Defendant Adonai briefly notes Dr. Patel is fully insured for the medical malpractice claim against him while Adonai has no insurance and no obvious source of payment for any settlement or judgment. The only relevant consideration is Dr. Patel’s, the settling defendant, financial condition and insurance policy limits.

 

Circumstances of the Agreement

 

Defendant Adonai argues the circumstances of the settlement are suspicious and questionable because Plaintiff’s counsel has admitted that the factors that were included in Plaintiff accepting the settlement agreement included Plaintiff’s loss and/or unavailability of a key medical expert witness to oppose Defendant Dr. Patel’s motion for summary judgment; a decline in Plaintiff’s counsel’s health, which affected his ability to oppose the motion for summary judgment; and the burden of opposing the motion for summary judgment.

 

The court may not consider hearsay statements. Moreover, this contention is not something the court must take into consideration in determining a good faith settlement.

 

Discovery

 

Defendant Adonai argues this motion should either be denied or continued for Mr.
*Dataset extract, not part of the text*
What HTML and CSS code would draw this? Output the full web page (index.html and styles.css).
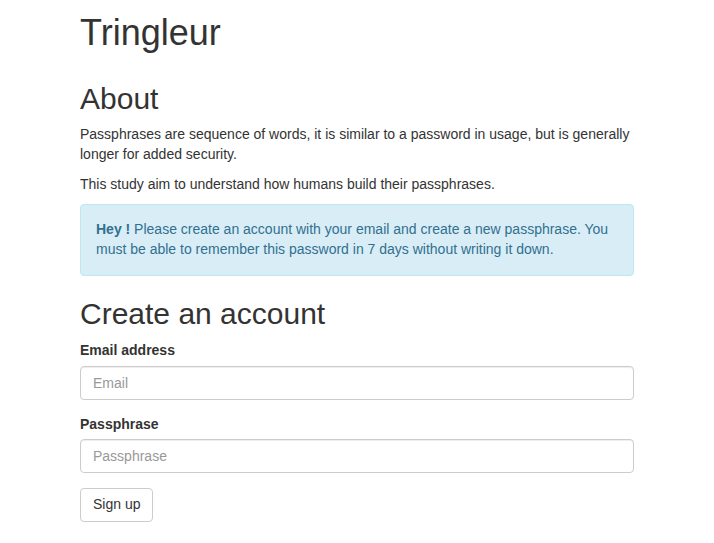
FILE: index.html
```html
<!DOCTYPE html>
<html lang="en">
<head>
  <meta charset="UTF-8" />
  <meta name="viewport" content="width=device-width, initial-scale=1.0" />
  <title>Tringleur</title>
  <link rel="stylesheet" href="styles.css">
</head>
<body>
  <div class="container">
    <h1 class="brand">Tringleur</h1>

    <h2>About</h2>
    <p>Passphrases are sequence of words, it is similar to a password in usage, but is generally longer for added security.</p>
    <p class="intro-end">This study aim to understand how humans build their passphrases.</p>

    <div class="alert alert-info">
      <strong>Hey !</strong> Please create an account with your email and create a new passphrase. You must be able to remember this password in 7 days without writing it down.
    </div>

    <h2 class="form-title">Create an account</h2>
    <form>
      <div class="form-group">
        <label for="email">Email address</label>
        <input type="email" id="email" class="form-control" placeholder="Email">
      </div>
      <div class="form-group">
        <label for="passphrase">Passphrase</label>
        <input type="password" id="passphrase" class="form-control" placeholder="Passphrase">
      </div>
      <button type="submit" class="btn">Sign up</button>
    </form>
  </div>
</body>
</html>
```

FILE: styles.css
```css
* {
  box-sizing: border-box;
}

body {
  font-family: "Liberation Sans", Arial, sans-serif;
  font-size: 14px;
  line-height: 1.42857;
  color: #333;
  background-color: #fff;
  margin: 0;
}

.container {
  width: 554px;
  margin: 0 auto;
}

h1, h2 {
  font-weight: 500;
  line-height: 1.1;
  margin: 20px 0 10px;
}

h1 {
  font-size: 36px;
}

h1.brand {
  margin-top: 13px;
  margin-bottom: 29px;
}

h2 {
  font-size: 30px;
}

p {
  margin: 0 0 10px;
}

p.intro-end {
  margin-bottom: 9px;
}

.alert {
  padding: 15px;
  margin-bottom: 21px;
  border: 1px solid transparent;
  border-radius: 4px;
}

.alert-info {
  color: #31708f;
  background-color: #d9edf7;
  border-color: #bce8f1;
}

h2.form-title {
  margin-bottom: 11px;
}

.form-group {
  margin-bottom: 15px;
}

label {
  display: inline-block;
  margin-bottom: 5px;
  font-weight: bold;
}

.form-control {
  display: block;
  width: 100%;
  height: 34px;
  padding: 6px 12px;
  font-family: inherit;
  font-size: 14px;
  line-height: 1.42857;
  color: #555;
  background-color: #fff;
  border: 1px solid #ccc;
  border-radius: 4px;
  box-shadow: inset 0 1px 1px rgba(0, 0, 0, .075);
}

.form-control::placeholder {
  color: #999;
}

.btn {
  display: inline-block;
  padding: 6px 12px;
  font-family: inherit;
  font-size: 14px;
  line-height: 1.42857;
  color: #333;
  background-color: #fff;
  border: 1px solid #ccc;
  border-radius: 4px;
  cursor: pointer;
}
```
Evans to conduct discovery over the next 60 to 90 days. Defendant Adonai contends all the Tech-Bilt factors are ripe for discovery.

 

This action has been pending since 2018. Defendant Adonai does not present any reason why further formal discovery is needed into the Tech-Bilt factors.  (See Franklin Mint Co. v. Sup.Ct. (Manatt, Phelps & Phillips) (2005) 130 CA4th 1550, fn. 5—no absolute right to discovery for purposes of § 877.6 good faith determination).